The filter will not be applied immediately to the data but only executed when
the mass peak data is accessed (through peaksData()
, mz()
or
intensity()
) or by calling applyProcessing()
.
Examples
## Define a test Spectra
d <- data.frame(rtime = c(123.2, 134.2), msLevel = c(1L, 2L))
d$mz <- list(c(100.1, 100.2, 100.3, 200.1, 200.2, 300.3),
c(100.3, 100.4, 200.2, 400.3, 400.4))
## Use the index of the mass peak within the spectrum as index for
## better illustration of filtering results
d$intensity <- list(c(1:6), 1:5)
s <- Spectra(d)
s
#> MSn data (Spectra) with 2 spectra in a MsBackendMemory backend:
#> msLevel rtime scanIndex
#> <integer> <numeric> <integer>
#> 1 1 123.2 NA
#> 2 2 134.2 NA
#> ... 16 more variables/columns.
## Filter peaks removing all mass peaks with an m/z between 200 and 300
res <- filterPeaksRanges(s, mz = c(200, 300), keep = FALSE)
res
#> MSn data (Spectra) with 2 spectra in a MsBackendMemory backend:
#> msLevel rtime scanIndex
#> <integer> <numeric> <integer>
#> 1 1 123.2 NA
#> 2 2 134.2 NA
#> ... 16 more variables/columns.
#> Lazy evaluation queue: 1 processing step(s)
#> Processing:
#> Filter: remove peaks based on user-provided ranges for 1 variables [Thu Jan 16 09:26:52 2025]

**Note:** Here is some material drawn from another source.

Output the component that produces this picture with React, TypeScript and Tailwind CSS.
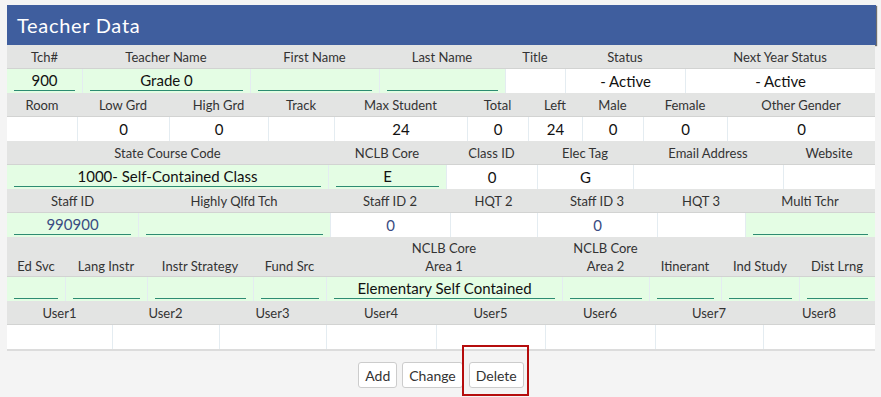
import React from 'react';

type Kind = 'input' | 'text';

interface Field {
  label: string;
  width: number;
  value?: string;
  kind: Kind;
  link?: boolean;
}

const rows: Field[][] = [
  [
    { label: 'Tch#', width: 75, value: '900', kind: 'input' },
    { label: 'Teacher Name', width: 168, value: 'Grade 0', kind: 'input' },
    { label: 'First Name', width: 129, kind: 'input' },
    { label: 'Last Name', width: 126, kind: 'input' },
    { label: 'Title', width: 60, kind: 'text' },
    { label: 'Status', width: 120, value: '- Active', kind: 'text' },
    { label: 'Next Year Status', width: 190, value: '- Active', kind: 'text' },
  ],
  [
    { label: 'Room', width: 70, kind: 'text' },
    { label: 'Low Grd', width: 92, value: '0', kind: 'text' },
    { label: 'High Grd', width: 99, value: '0', kind: 'text' },
    { label: 'Track', width: 66, kind: 'text' },
    { label: 'Max Student', width: 133, value: '24', kind: 'text' },
    { label: 'Total', width: 61, value: '0', kind: 'text' },
    { label: 'Left', width: 54, value: '24', kind: 'text' },
    { label: 'Male', width: 61, value: '0', kind: 'text' },
    { label: 'Female', width: 84, value: '0', kind: 'text' },
    { label: 'Other Gender', width: 148, value: '0', kind: 'text' },
  ],
  [
    { label: 'State Course Code', width: 321, value: '1000- Self-Contained Class', kind: 'input' },
    { label: 'NCLB Core', width: 118, value: 'E', kind: 'input' },
    { label: 'Class ID', width: 91, value: '0', kind: 'text' },
    { label: 'Elec Tag', width: 96, value: 'G', kind: 'text' },
    { label: 'Email Address', width: 150, kind: 'text' },
    { label: 'Website', width: 92, kind: 'text' },
  ],
  [
    { label: 'Staff ID', width: 131, value: '990900', kind: 'input', link: true },
    { label: 'Highly Qlfd Tch', width: 192, kind: 'input' },
    { label: 'Staff ID 2', width: 120, value: '0', kind: 'text', link: true },
    { label: 'HQT 2', width: 87, kind: 'text' },
    { label: 'Staff ID 3', width: 120, value: '0', kind: 'text', link: true },
    { label: 'HQT 3', width: 88, kind: 'text' },
    { label: 'Multi Tchr', width: 130, kind: 'input' },
  ],
  [
    { label: 'Ed Svc', width: 58, kind: 'input' },
    { label: 'Lang Instr', width: 82, kind: 'input' },
    { label: 'Instr Strategy', width: 106, kind: 'input' },
    { label: 'Fund Src', width: 73, kind: 'input' },
    { label: 'NCLB Core\nArea 1', width: 236, value: 'Elementary Self Contained', kind: 'input' },
    { label: 'NCLB Core\nArea 2', width: 87, kind: 'input' },
    { label: 'Itinerant', width: 72, kind: 'input' },
    { label: 'Ind Study', width: 78, kind: 'input' },
    { label: 'Dist Lrng', width: 76, kind: 'input' },
  ],
  [
    { label: 'User1', width: 105, kind: 'text' },
    { label: 'User2', width: 107, kind: 'text' },
    { label: 'User3', width: 107, kind: 'text' },
    { label: 'User4', width: 110, kind: 'text' },
    { label: 'User5', width: 109, kind: 'text' },
    { label: 'User6', width: 110, kind: 'text' },
    { label: 'User7', width: 108, kind: 'text' },
    { label: 'User8', width: 112, kind: 'text' },
  ],
];

const FieldRow: React.FC<{ fields: Field[]; tall?: boolean }> = ({ fields, tall }) => {
  return (
    <div>
      {/* Labels */}
      <div
        className={`flex bg-[#e3e4e3] border-b border-[#d2d3d2] ${
          tall ? 'h-[40px] items-end pb-[1px]' : 'h-[24px] items-center'
        }`}
      >
        {fields.map((f) => (
          <div
            key={f.label}
            style={{ width: f.width }}
            className="shrink-0 text-center text-[13px] leading-[18px] text-[#333] whitespace-pre-line"
          >
            {f.label}
          </div>
        ))}
      </div>

      {/* Values */}
      <div className="flex h-[24px]">
        {fields.map((f, i) => (
          <div
            key={f.label}
            style={{ width: f.width }}
            className={`shrink-0 flex text-[15px] ${
              f.link ? 'text-[#3a4c82]' : 'text-[#111]'
            } ${i > 0 ? 'border-l border-[#e4ecf1]' : ''} ${
              f.kind === 'input'
                ? 'bg-[#e4fde4] items-end pb-[2px] pl-[7px] pr-[7px]'
                : 'bg-white items-center justify-center'
            }`}
          >
            {f.kind === 'input' ? (
              <div className="w-full h-[20px] border-b border-[#2d8c72] flex items-center justify-center leading-none">
                {f.value}
              </div>
            ) : (
              <span className="leading-none">{f.value}</span>
            )}
          </div>
        ))}
      </div>
    </div>
  );
};

export default function App() {
  return (
    <div
      className="w-[881px] h-[397px] bg-[#f4f4f4] overflow-hidden"
      style={{ fontFamily: 'Lato, "Open Sans", sans-serif' }}
    >
      <div className="pt-[5px] pl-[7px]">
        <div className="w-[868px] bg-white border-b-2 border-[#dcdcdc]">
          {/* Header */}
          <div className="h-[40px] w-[869px] bg-[#3f5e9e] shadow-[1px_1px_1px_rgba(0,0,0,0.55)] flex items-center pl-[10px]">
            <span className="text-white text-[20px] tracking-[0.7px]">Teacher Data</span>
          </div>

          {rows.map((r, i) => (
            <FieldRow key={i} fields={r} tall={i === 4} />
          ))}
        </div>

        {/* Buttons */}
        <div className="w-[868px] flex justify-center gap-[5px] mt-[11px]">
          <button className="h-[26px] px-[6px] bg-white border border-[#cccccc] rounded-[3px] text-[14px] text-[#333]">
            Add
          </button>
          <button className="h-[26px] px-[6px] bg-white border border-[#cccccc] rounded-[3px] text-[14px] text-[#333]">
            Change
          </button>
          <div className="relative ml-[1px]">
            <button className="h-[26px] px-[6px] bg-white border border-[#cccccc] rounded-[3px] text-[14px] text-[#333]">
              Delete
            </button>
            <div className="absolute left-[-7px] top-[-17px] w-[67px] h-[51px] border-2 border-[#b50d0d] pointer-events-none" />
          </div>
        </div>
      </div>
    </div>
  );
}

## The Spectra object has still the same length and spectra variables
length(res)
#> [1] 2
res$rtime
#> [1] 123.2 134.2
## The filter gets applied when mass peak data gets extracted, using either
## `mz()`, `intensity()` or `peaksData()`. The filtered peaks data does
## not contain any mass peaks with m/z values between 200 and 300:
peaksData(res)[[1L]]
#> mz intensity
#> [1,] 100.1 1
#> [2,] 100.2 2
#> [3,] 100.3 3
#> [4,] 300.3 6
peaksData(res)[[2L]]
#> mz intensity
#> [1,] 100.3 1
#> [2,] 100.4 2
#> [3,] 400.3 4
#> [4,] 400.4 5
## We next combine spectra and filter variables. We want to keep only mass
## peaks of MS2 spectra that have an m/z between 100 and 110.

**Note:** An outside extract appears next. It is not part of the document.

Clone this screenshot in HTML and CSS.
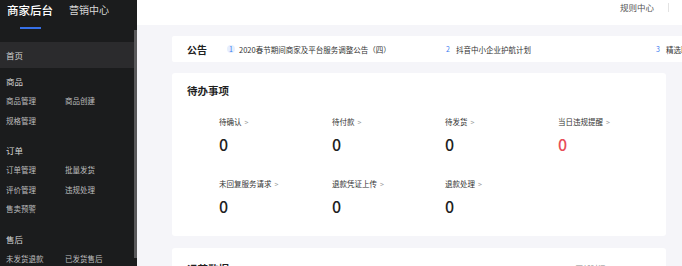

res <- filterPeaksRanges(s, mz = c(100, 110), msLevel = c(2, 2))
res
#> MSn data (Spectra) with 2 spectra in a MsBackendMemory backend:
#> msLevel rtime scanIndex
#> <integer> <numeric> <integer>
#> 1 1 123.2 NA
#> 2 2 134.2 NA
#> ... 16 more variables/columns.
#> Lazy evaluation queue: 1 processing step(s)
#> Processing:
#> Filter: select peaks based on user-provided ranges for 2 variables [Thu Jan 16 09:26:52 2025]
length(res)
#> [1] 2
## Only data for peaks are returned for which the spectra's MS level is
## between 2 and 2 and with an m/z between 100 and 110. The peaks data for
## the first spectrum, that has MS level 1, is thus empty:
peaksData(res)[[1L]]
#> mz intensity
## While the peaks matrix for the second spectrum (with MS level 2) contains
## the mass peaks with m/z between 100 and 110.
peaksData(res)[[2L]]
#> mz intensity
#> [1,] 100.3 1
#> [2,] 100.4 2
## To keep also the peaks data for the first spectrum, we need to define
## an additional set of ranges, which we define using a second row in each
## ranges matrix. We use the same filter as above, i.e. keeping only mass
## peaks with an m/z between 100 and 110 for spectra with MS level 2, but
## add an additional row for MS level 1 spectra keeping mass peaks with an
## m/z between 0 and 2000. Filter results of different rows are combined
## using a logical OR, i.e. peaks matrices with mass peaks are returned
## matching either the first, or the second row.
res <- filterPeaksRanges(s, mz = rbind(c(100, 110), c(0, 1000)),
msLevel = rbind(c(2, 2), c(1, 1)))
## The results for the MS level 2 spectrum are the same as before, but with
## the additional row we keep the full peaks matrix of the MS1 spectrum:
peaksData(res)[[1L]]
#> mz intensity
#> [1,] 100.1 1
#> [2,] 100.2 2
#> [3,] 100.3 3
#> [4,] 200.1 4
#> [5,] 200.2 5
#> [6,] 300.3 6
peaksData(res)[[2L]]
#> mz intensity
#> [1,] 100.3 1
#> [2,] 100.4 2
## As a last example we define a filter that keeps all mass peaks with an
## m/z either between 100 and 200, or between 300 and 400.
res <- filterPeaksRanges(s, mz = rbind(c(100, 200), c(300, 400)))
peaksData(res)[[1L]]
#> mz intensity
#> [1,] 100.1 1
#> [2,] 100.2 2
#> [3,] 100.3 3
#> [4,] 300.3 6
peaksData(res)[[2L]]
#> mz intensity
#> [1,] 100.3 1
#> [2,] 100.4 2
## Such filters could thus be defined to restrict/filter the MS data to
## specific e.g. retention time and m/z ranges.